MPs are never rude to civil servants so the novelty was nice. Sir Christopher Kelly (where have all these titles come from all of a sudden? With so many knights it's amazing there are any dragons left), the head of the absurdly named Committee for Standards in Public Life, was twitted and razzed by the committee. They said he hadn't done his job on expenses, had ignored the warnings for the best part of a decade, couldn't take pressure, had been fired by Alan Milburn, was boring and had "a nervous giggle".

The nervous giggling became nervous panting. It may be wishful thinking but I'm sure he said, "On the one hand it's a difficult judgement, and on the other it's hard to say." He got one in at the end. One of them asked how big his pension was. "Of the order of £64,000..." It had been calculated "in the same way as yours," he told the MP, "but from a rather larger base."

Zingo! Why was the committee so fiery? They are MPs.
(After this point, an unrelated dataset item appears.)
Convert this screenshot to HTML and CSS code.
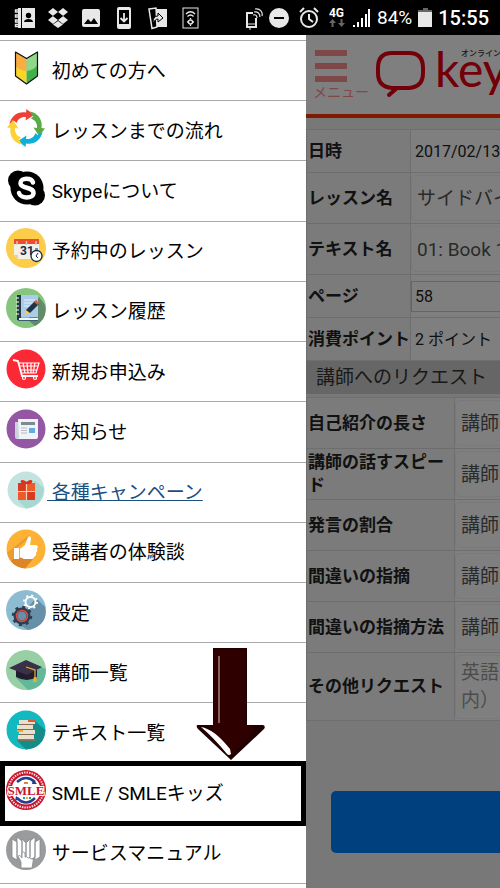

They have been booted again by yet another well-remunerated knight for lack of honour. Sir Thomas Legg has proposed yet another system for disciplining and chastening MPs. His retrospective rulings are worse than ridiculous, they are grievously unwise. MPs will now feel entitled to do the same to us.

Legg's system will degrade over time into a Fees Office because it will be run by the same sort of people along the same sort of lines. All these codes, commissions, regulations just make more rules to get round. The Additional Costs Allowance was detailed and explicit. Blair broke every rule in the Ministerial Code to go to war in Iraq. Banking is the most heavily regulated industry in the world.

More rules just increase people's moral athleticism. The best system is the simplest. Put every expenses claim on the internet and do away with civil service inspectors. Then we wouldn't have to listen to MPs' slithering, slippery multi-meanings as they bend and twist this into that. Gerald Kaufman won't have to explain his purchase of a £225 fountain pen with our money because he wouldn't dare claim for it. Ed Balls won't designate his home (from which his children go to school) as his second home if he knows everyone will know.

There is still a wide, national consensus on what is proper. MPs don't need regulating in this matter, they just need to make their claims on public money in public.